In Louise Noguchi's Compilation Portrait, the artist weaves strips of large scale, self-portrait photographs with photographs of murderer. This mingling of individual identity denies ready distinctions between innocence and culpability, and implies that the capacity to commit a crime lies within each of us. Blurring the lines of identity, race, gender and the innocent with the criminal, Noguchi raises questions surrounding societies subjection to these images and their historical recordings.

Douglas Walker combines industrial architecture, physics and archives through a photographic process called process called cliché-verre.

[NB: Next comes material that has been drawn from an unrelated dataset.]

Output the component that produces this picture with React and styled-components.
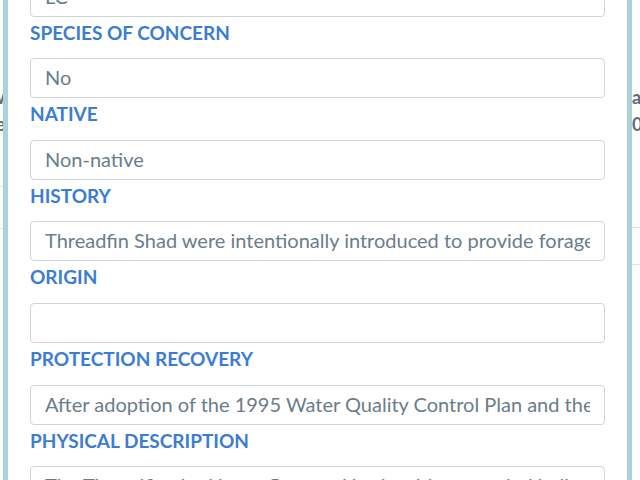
import React from "react";
import styled, { createGlobalStyle } from "styled-components";

const Global = createGlobalStyle`
  html, body { margin: 0; padding: 0; }
  body {
    width: 640px;
    height: 480px;
    overflow: hidden;
    background: #ffffff;
    font-family: "Lato", "Open Sans", sans-serif;
  }
`;

const Page = styled.div`
  width: 640px;
  height: 480px;
  display: flex;
  justify-content: space-between;
  background: #fbfcfc;
`;

const EdgeColumn = styled.div`
  width: ${(p) => p.$w}px;
  overflow: hidden;
  display: flex;
  flex-direction: column;
  align-items: ${(p) => (p.$side === "left" ? "flex-end" : "flex-start")};
  padding-top: ${(p) => p.$top}px;
`;

const EdgeText = styled.div`
  white-space: nowrap;
  font-size: 18px;
  font-weight: 700;
  line-height: 27px;
  color: #5d6f7c;
`;

const EdgeRule = styled.div`
  width: 100%;
  height: 1px;
  background: #dde3e6;
  margin-top: ${(p) => p.$gap}px;
`;

const Modal = styled.div`
  position: fixed;
  left: 3px;
  top: -70px;
  width: 619px;
  height: 620px;
  border: 5px solid #abd2d9;
  background: #ffffff;
  overflow: hidden;
  box-sizing: content-box;
`;

const Body = styled.div`
  padding: 0 22px;
  display: flex;
  flex-direction: column;
`;

const Field = styled.div`
  display: flex;
  flex-direction: column;
`;

const Label = styled.label`
  margin: 5px 0 14.6px;
  font-size: 19px;
  line-height: 22px;
  font-weight: 700;
  letter-spacing: 0;
  color: #3a7dd3;
  text-transform: uppercase;
`;

const Input = styled.input`
  box-sizing: border-box;
  width: 100%;
  height: 40px;
  margin: 0;
  padding: 0 14px 2px;
  border: 1px solid #cfd4d6;
  border-radius: 4px;
  background: #ffffff;
  font-family: "Lato", "Open Sans", sans-serif;
  font-size: 20px;
  color: #6a7d8a;
  outline: none;
`;

const fields = [
  ["IUCN Status", "LC"],
  ["Species of Concern", "No"],
  ["Native", "Non-native"],
  ["History", "Threadfin Shad were intentionally introduced to provide forage for game fish in reservoirs"],
  ["Origin", ""],
  ["Protection Recovery", "After adoption of the 1995 Water Quality Control Plan and the resulting regulations"],
  ["Physical Description", "The Threadfin shad has a flattened body with a rounded belly"],
];

export default function App() {
  return (
    <>
      <Global />
      <Page>
        <EdgeColumn $side="left" $w={5} $top={84}>
          <EdgeText>View</EdgeText>
          <EdgeText>Ne</EdgeText>
          <EdgeRule $gap={48} />
          <EdgeRule $gap={41} />
        </EdgeColumn>
        <EdgeColumn $side="right" $w={8} $top={84}>
          <EdgeText>a</EdgeText>
          <EdgeText>0</EdgeText>
          <EdgeRule $gap={89} />
          <EdgeRule $gap={36} />
        </EdgeColumn>
      </Page>
      <Modal>
        <Body>
          {fields.map(([label, value]) => (
            <Field key={label}>
              <Label>{label}</Label>
              <Input readOnly value={value} />
            </Field>
          ))}
        </Body>
      </Modal>
    </>
  );
}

His haunting images of discarded rocket boosters, a wind tunnel, a refinery, and a locomotive, speak to the post-industrial age, emphasizing the history of production and distribution of objects.

Chris Cran’s silkscreened portrait from a the series “The Heads,” utilizes the half-tone dot pattern to “give anonymous individuals from the 1950s and 60s pulp magazine their 15 minutes of fame.” Cran is interested in our need to place these faces by associating them to famous individuals (such as Patsy Cline) in order to validate them with a sense of familiarity. “The desire to do so exists because we are constantly caught slipping into the gaps between what is present and what is absent.”

[1] Susan Sontag, Regarding the Pain of Others, p.102-103, 1993, Picador, New York

[2] Vikky Alexander, “Vaux-le-Vicomte Panorama.” Essay by Ian Wallace, p. 19.